[Start INFORMATION SUPPLIED]
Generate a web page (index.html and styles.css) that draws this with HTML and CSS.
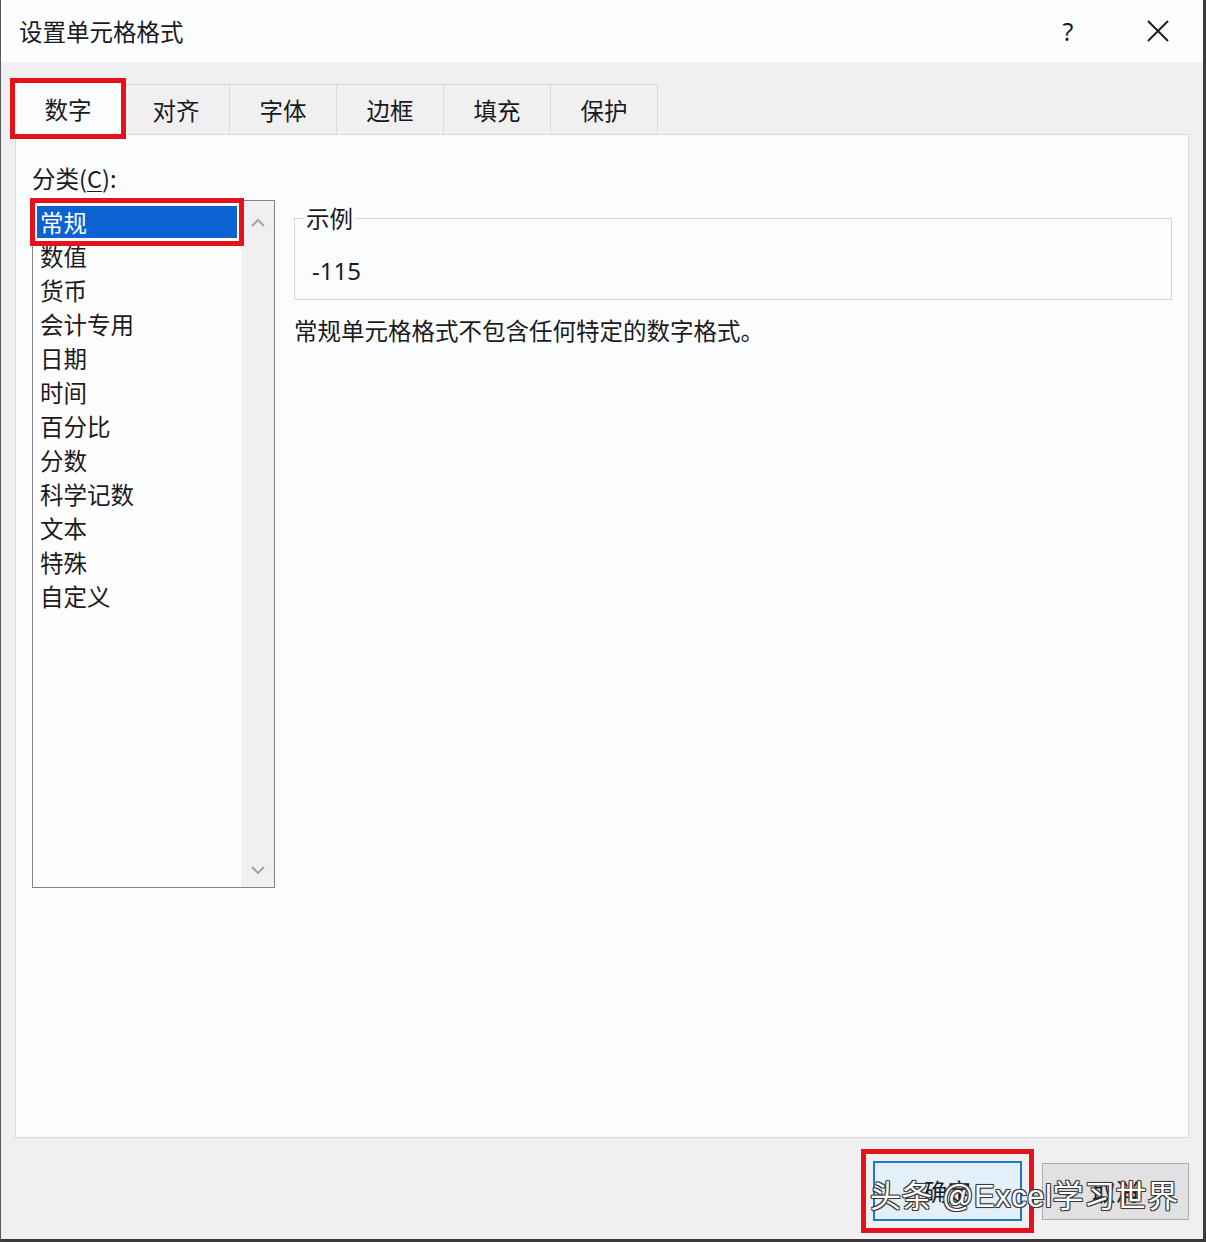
FILE: index.html
```html
<!DOCTYPE html>
<html lang="zh-CN">
<head>
<meta charset="utf-8">
<title>设置单元格格式</title>
<link rel="stylesheet" href="styles.css">
</head>
<body>
<div class="window">
  <div class="titlebar">
    <div class="title">设置单元格格式</div>
    <div class="controls">
      <div class="ctl help">?</div>
      <div class="ctl close">
        <svg width="22" height="22" viewBox="0 0 22 22"><path d="M1 1 L21 21 M21 1 L1 21" stroke="#1e1e22" stroke-width="2" fill="none"/></svg>
      </div>
    </div>
  </div>
  <div class="content">
    <div class="tabs">
      <div class="tab selected">数字</div>
      <div class="tab">对齐</div>
      <div class="tab">字体</div>
      <div class="tab">边框</div>
      <div class="tab">填充</div>
      <div class="tab">保护</div>
    </div>
    <div class="panel">
      <div class="leftcol">
        <div class="label">分类(<u>C</u>):</div>
        <div class="listbox">
          <div class="items">
            <div class="item selected">常规</div>
            <div class="item">数值</div>
            <div class="item">货币</div>
            <div class="item">会计专用</div>
            <div class="item">日期</div>
            <div class="item">时间</div>
            <div class="item">百分比</div>
            <div class="item">分数</div>
            <div class="item">科学记数</div>
            <div class="item">文本</div>
            <div class="item">特殊</div>
            <div class="item">自定义</div>
          </div>
          <div class="scrollbar">
            <svg class="arrow" width="16" height="10" viewBox="0 0 16 10"><path d="M2 8 L8 2 L14 8" stroke="#a3a3a8" stroke-width="2" fill="none"/></svg>
            <svg class="arrow" width="16" height="10" viewBox="0 0 16 10"><path d="M2 2 L8 8 L14 2" stroke="#a3a3a8" stroke-width="2" fill="none"/></svg>
          </div>
        </div>
      </div>
      <div class="rightcol">
        <fieldset class="sample">
          <legend>示例</legend>
          <div class="value">-115</div>
        </fieldset>
        <div class="desc">常规单元格格式不包含任何特定的数字格式。</div>
      </div>
    </div>
    <div class="footer">
      <div class="btn ok">确定</div>
      <div class="btn cancel">取消</div>
    </div>
  </div>
  <div class="watermark">头条 @Excel学习世界</div>
</div>
</body>
</html>
```
FILE: styles.css
```css
* { box-sizing: border-box; }
html, body { margin: 0; padding: 0; }
body {
  width: 1206px;
  height: 1242px;
  font-family: "Noto Sans CJK SC", "Noto Sans", sans-serif;
  color: #1b1a20;
  background: #f0f0f2;
}
.window {
  position: relative;
  width: 1206px;
  height: 1242px;
  border-left: 1px solid #5a5a5e;
  border-right: 3px solid #3d3a3e;
  border-bottom: 3px solid #3d3a3e;
  background: #f0f0f2;
  display: flex;
  flex-direction: column;
}
.titlebar {
  height: 62px;
  flex: none;
  background: #fcfdfe;
  display: flex;
  align-items: center;
  padding-left: 18px;
}
.title {
  font-size: 23.5px;
  line-height: 34px;
}
.controls {
  margin-left: auto;
  display: flex;
  align-items: center;
  gap: 44px;
  padding-right: 22px;
}
.ctl {
  width: 46px;
  height: 40px;
  display: flex;
  align-items: center;
  justify-content: center;
}
.help {
  font-family: "Noto Sans", sans-serif;
  font-size: 25px;
  font-weight: 400;
}
.content {
  flex: 1;
  display: flex;
  flex-direction: column;
  padding: 22px 14px 0 14px;
}
.tabs {
  display: flex;
  align-items: flex-end;
  height: 50px;
  position: relative;
  z-index: 2;
}
.tab {
  width: 108px;
  height: 50px;
  border: 1px solid #d8d9db;
  border-bottom: none;
  margin-left: -1px;
  background: #f0f0f1;
  font-size: 23.5px;
  display: flex;
  align-items: center;
  justify-content: center;
}
.tab.selected {
  width: 108px;
  height: 53px;
  margin-left: -1px;
  margin-bottom: -1px;
  margin-right: 1px;
  background: #fbfcfe;
  outline: 5px solid #e3121c;
  outline-offset: -1px;
  position: relative;
  z-index: 3;
}
.panel {
  height: 1004px;
  flex: none;
  border: 1px solid #d9dadc;
  background: #fbfcfe;
  display: flex;
  padding: 26px 16px 0 16px;
  gap: 19px;
}
.leftcol {
  width: 243px;
  flex: none;
}
.label {
  font-size: 23.5px;
  line-height: 34px;
  height: 34px;
  margin-bottom: 5px;
}
.label u { text-decoration-thickness: 1px; text-underline-offset: 3px; }
.listbox {
  width: 243px;
  height: 688px;
  border: 1px solid #86838f;
  background: #fdfdfe;
  display: flex;
}
.items {
  flex: 1;
  padding-top: 4px;
}
.item {
  height: 34px;
  line-height: 32px;
  margin: 0 4px;
  padding-left: 3px;
  font-size: 23.5px;
  border-top: 1px solid transparent;
  border-bottom: 1px solid transparent;
  background-clip: padding-box;
}
.item.selected {
  background-color: #0b63d3;
  color: #ffffff;
  outline: 5px solid #e3121c;
  outline-offset: 2px;
  position: relative;
}
.scrollbar {
  width: 33px;
  flex: none;
  background: #f0f0f1;
  display: flex;
  flex-direction: column;
  justify-content: space-between;
  align-items: center;
  padding: 17px 0 12px 0;
}
.rightcol {
  flex: 1;
  padding-top: 40px;
}
.sample {
  margin: 0;
  border: 1px solid #d3d8de;
  padding: 0 0 11px 9px;
  min-width: 0;
}
.sample legend {
  padding: 0 2px;
  font-size: 23.5px;
  line-height: 34px;
}
.value {
  padding-top: 19px;
  padding-left: 8px;
  font-family: "Noto Sans", sans-serif;
  font-size: 24px;
  line-height: 34px;
}
.desc {
  margin-top: 13px;
  font-size: 23.5px;
  line-height: 34px;
}
.footer {
  display: flex;
  justify-content: flex-end;
  align-items: center;
  gap: 20px;
  padding-top: 22px;
  padding-right: 0;
  height: 84px;
}
.btn {
  display: flex;
  align-items: center;
  justify-content: center;
  font-size: 23.5px;
}
.btn.ok {
  width: 149px;
  height: 60px;
  border: 2px solid #1d78d2;
  background: #e3eff9;
  outline: 5px solid #e3121c;
  outline-offset: 7px;
}
.btn.cancel {
  width: 147px;
  height: 57px;
  border: 1px solid #adadb0;
  background: #e1e1e3;
}
.watermark {
  position: absolute;
  left: 869px;
  top: 1177px;
  font-family: "Liberation Sans", "Noto Sans CJK SC", sans-serif;
  font-size: 31px;
  letter-spacing: 0.5px;
  line-height: 40px;
  color: #ffffff;
  text-shadow: 1px 1px 0 #3a3a3a, -1px -1px 0 #3a3a3a, 1px -1px 0 #3a3a3a, -1px 1px 0 #3a3a3a, 0 0 2px #222;
  z-index: 5;
  white-space: nowrap;
}
```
[End INFORMATION SUPPLIED]
§ WRITTEN PROBLEM
Identify the lines above that contain the word "index", then copy them.

§ RIGHT ANSWER
Generate a web page (index.html and styles.css) that draws this with HTML and CSS.
FILE: index.html
  z-index: 2;
  z-index: 3;
  z-index: 5;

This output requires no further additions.